Part of the issue with the script format is the asymmetry in which we are presented the characters. The original cast has been fleshed-out for us through stories providing insights into their actions and personalities. The new characters here only present us with dialogue through which to piece them together. As a result Albus Severus and Scorpius are shadows compared to more familiar characters. Much of this may be obviated on stage; in book form it serves to move the emphasis away from the primary protagonists. In the end it feels like a bit of a rushed job. Nevertheless the wizarding world remains a rich place and enjoyable to revisit.

Tuesday, August 23, 2016

Gone Girl - Gillian Flynn

Intimacy means allowing someone else into the most hidden parts of ourselves. When someone is close to us they see behind the walls we construct - personal, financial, social, protective. Knowing what others don't know is a form of special access. It makes can bring us closer together, but it also makes them powerful, We trust that the power we have given will not be used against us.
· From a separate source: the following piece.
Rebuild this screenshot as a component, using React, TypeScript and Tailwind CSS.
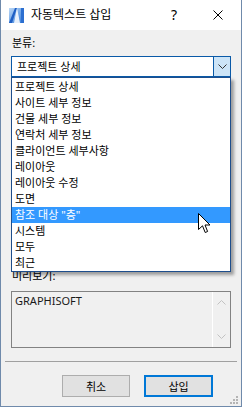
import React from "react";

const items = [
  "프로젝트 상세",
  "사이트 세부 정보",
  "건물 세부 정보",
  "연락처 세부 정보",
  "클라이언트 세부사항",
  "레이아웃",
  "레이아웃 수정",
  "도면",
  "참조 대상 \"층\"",
  "시스템",
  "모두",
  "최근",
];

function TitleIcon() {
  return (
    <svg width="15" height="15" viewBox="0 0 15 15">
      <defs>
        <linearGradient id="ti" x1="0" y1="0" x2="1" y2="1">
          <stop offset="0" stopColor="#bcd9f7" />
          <stop offset="1" stopColor="#2f78d8" />
        </linearGradient>
      </defs>
      <rect x="0" y="0" width="15" height="15" fill="url(#ti)" />
      <polygon points="0,15 6,0 8,0 3,15" fill="#1f5fc4" />
      <polygon points="8,0 11,15 5,15" fill="#ffffff" opacity="0.85" />
      <rect x="12" y="0" width="3" height="15" fill="#2c6fd0" />
    </svg>
  );
}

function Chevron({ up = false, color }: { up?: boolean; color: string }) {
  return (
    <svg width="9" height="5" viewBox="0 0 9 5">
      <polyline
        points={up ? "0.5,4.5 4.5,0.5 8.5,4.5" : "0.5,0.5 4.5,4.5 8.5,0.5"}
        fill="none"
        stroke={color}
        strokeWidth="1"
      />
    </svg>
  );
}

export default function App() {
  return (
    <div className="relative w-[242px] h-[407px] bg-[#f0f0f0] border-l border-r border-b border-[#6f8aab] flex flex-col font-['Noto_Sans','Noto_Sans_CJK_KR',sans-serif] text-black overflow-hidden">
      {/* Title bar */}
      <div className="h-[30px] bg-white flex items-center shrink-0">
        <div className="ml-[8px] mt-[1px]">
          <TitleIcon />
        </div>
        <span className="ml-[7px] text-[12px] leading-none">자동텍스트 삽입</span>
        <span className="ml-auto text-[14px] leading-none mr-[36px]">?</span>
        <svg width="10" height="10" viewBox="0 0 10 10" className="mr-[18px]">
          <line x1="0.5" y1="0.5" x2="9.5" y2="9.5" stroke="#000" strokeWidth="1" />
          <line x1="9.5" y1="0.5" x2="0.5" y2="9.5" stroke="#000" strokeWidth="1" />
        </svg>
      </div>

      {/* Body */}
      <div className="flex flex-col px-[10px]">
        <div className="mt-[6px] h-[14px] leading-[14px] text-[11px] pl-[1px]">분류:</div>
        <div className="mt-[6px] h-[21px] w-[220px] border border-[#0a5aa8] bg-white flex">
          <div className="flex-1 pl-[5px] text-[11px] leading-[19px]">프로젝트 상세</div>
          <div className="w-[17px] border-l border-[#0a5aa8] bg-[#cce4f7] flex items-center justify-center">
            <Chevron color="#333" />
          </div>
        </div>

        <div className="mt-[192px] h-[14px] leading-[14px] text-[11px] pl-[1px]">미리보기:</div>
        <div className="mt-[8px] h-[57px] w-[220px] border border-[#828282] flex">
          <div className="flex-1 pl-[3px] pt-[1px] text-[11px] leading-[16px] text-[#1a1a1a]">GRAPHISOFT</div>
          <div className="w-[18px] border-l border-white flex flex-col items-center justify-between py-[8px]">
            <Chevron up color="#c2c2c2" />
            <Chevron color="#c2c2c2" />
          </div>
        </div>
      </div>

      <div className="mt-[13px] mx-[4px] h-px bg-[#a0a0a0]" />

      <div className="mt-[13px] flex pl-[61px] gap-[14px]">
        <button className="w-[68px] h-[22px] bg-[#e1e1e1] border border-[#adadad] text-[11px] leading-none">
          취소
        </button>
        <button className="w-[69px] h-[22px] bg-[#e1e1e1] border-2 border-[#0078d7] text-[11px] leading-none">
          삽입
        </button>
      </div>

      {/* Resize grip */}
      <svg width="9" height="9" viewBox="0 0 9 9" className="absolute right-[3px] bottom-[2px]">
        <rect x="7" y="1" width="2" height="2" fill="#b4b4b4" />
        <rect x="4" y="4" width="2" height="2" fill="#b4b4b4" />
        <rect x="7" y="4" width="2" height="2" fill="#b4b4b4" />
        <rect x="1" y="7" width="2" height="2" fill="#b4b4b4" />
        <rect x="4" y="7" width="2" height="2" fill="#b4b4b4" />
        <rect x="7" y="7" width="2" height="2" fill="#b4b4b4" />
      </svg>

      {/* Open dropdown list */}
      <div className="absolute top-[77px] left-[10px] w-[220px] h-[195px] bg-white border border-[#1e4e8c] pt-[1px] shadow-[3px_3px_3px_rgba(0,0,0,0.35)]">
        {items.map((it, i) => (
          <div
            key={it}
            className={
              "h-[16px] leading-[16px] pl-[3px] text-[11px] whitespace-nowrap " +
              (i === 8 ? "bg-[#3399ff] text-white" : "")
            }
          >
            {it}
          </div>
        ))}
      </div>

      {/* Mouse cursor */}
      <svg width="13" height="21" viewBox="0 0 13 21" className="absolute left-[197px] top-[213px]">
        <path
          d="M0.5 0.5 L0.5 16.5 L4.5 12.8 L7.2 19.5 L9.6 18.5 L7 12 L12 12 Z"
          fill="#fff"
          stroke="#000"
          strokeWidth="1"
          strokeLinejoin="miter"
        />
      </svg>
    </div>
  );
}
Gone Girl is a story about what happens when that trust is abused. For the story to work Amy and Nick need to know most everything about each other - yet still be capable of surprising their partner. In each case they use the power of their intimacy against the other. In each case they have kept something from their partner, something important.

Intimacy is also about commitment. Commitment runs throughout every page of this story. Who is committed to whom. Who is committed to what. What happens when commitment falters, or becomes twisted. The story is especially powerful when we get to see both two sides to Amy' commitment.

Intimacy and generous commitment are among foundations of solid, meaningful, positive relationships. But when they become warped relationships verge into dark places. Finally Nick and Amy's relationship is about competition. Who, each by their own standards, will emerge as the winner?